MappedArrays.jl
MappedArrays.jl copied to clipboard
`iterate` fallback causes 5X performance drop
Consider a "function" that has two versions. foo3
is just foo2
, but it accepts a function in the first argument the same way that e.g. sum
does.
function foo2(a)
r = nothing
for y in a
if r === nothing
r = y
else
r += y
end
end
return r
end
function foo3(f, a)
r = nothing
for x in a
y = f(x)
if r === nothing
r = y
else
r += y
end
end
return r
end
I personally do not like the pattern, and MappedArrays.jl
gives me a way of factoring out that function so that I can only write foo2
, even if I, say, need to do the computation only on a specific field of each element.
using MappedArrays: mappedarray
const A = [(field=i,) for i = 1:1000]
const f = Base.Fix2(getfield, :field)
foo2(mappedarray(f, A)) == foo3(f, A) || error()
But the performance is not equivalent:
julia> using BenchmarkTools
julia> @benchmark foo2(mappedarray(f, A))
BenchmarkTools.Trial:
memory estimate: 0 bytes
allocs estimate: 0
--------------
minimum time: 325.878 ns (0.00% GC)
median time: 409.595 ns (0.00% GC)
mean time: 430.838 ns (0.00% GC)
maximum time: 1.315 μs (0.00% GC)
--------------
samples: 10000
evals/sample: 221
julia> @benchmark foo3(f, A)
BenchmarkTools.Trial:
memory estimate: 0 bytes
allocs estimate: 0
--------------
minimum time: 63.348 ns (0.00% GC)
median time: 68.360 ns (0.00% GC)
mean time: 71.576 ns (0.00% GC)
maximum time: 266.343 ns (0.00% GC)
--------------
samples: 10000
evals/sample: 972
The fallback on iterate(::AbstractArray, ...)
appears to be responsible.
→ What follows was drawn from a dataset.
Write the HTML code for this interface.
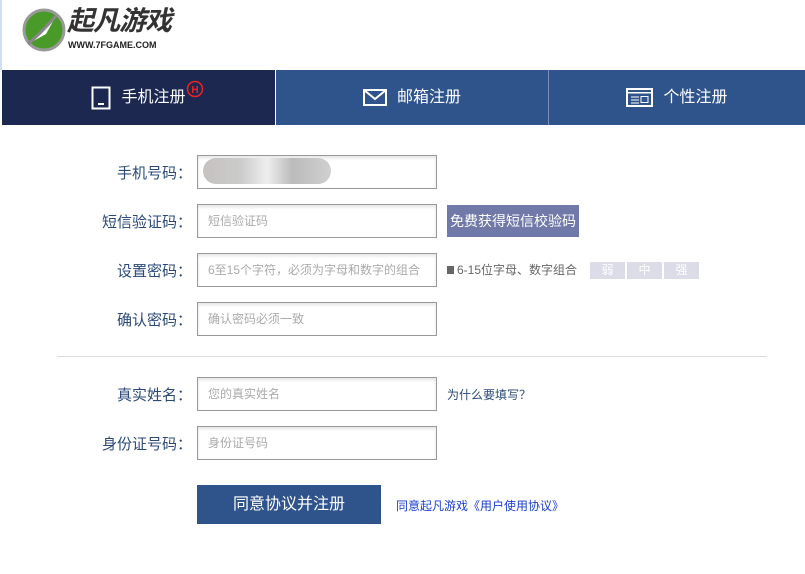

Defining
import MappedArrays
function Base.iterate(A::MappedArrays.ReadonlyMappedArray, args...)
r = iterate(A.data, args...)
r === nothing && return r
return (A.f(r[1]), r[2])
end
eliminates the gap!
Defining iterate
on MappedArray
is straightforward, too. I'm not sure what to do for the "Multi" types.
(originally from https://github.com/goretkin/FactorPerElementFunctionPerformance and https://discourse.julialang.org/t/factor-out-field-access-of-abstractarray-and-or-iterator-interface/41493)
Might be due to #46, where many trivial operations become non-trivial in the fallback solutions.
Mind to submit a PR?
Sorry, I was not clear in the previous comment; the solution you proposed seems to be a good patch already for this specific issue, PR is welcomed for this.
The root cause might be #46 but that's pretty much difficult to find a generic solution, as you have noted. I don't have a good solution to that, neither.
Any suggestions on what to do with the "Multi" types?
If I understand it correctly, the iterate protocol returns (val, state)
where state
can optionally be a tuple. I think we can iterate on the indices, and bookmarked it in the state = (A, indices_state)
.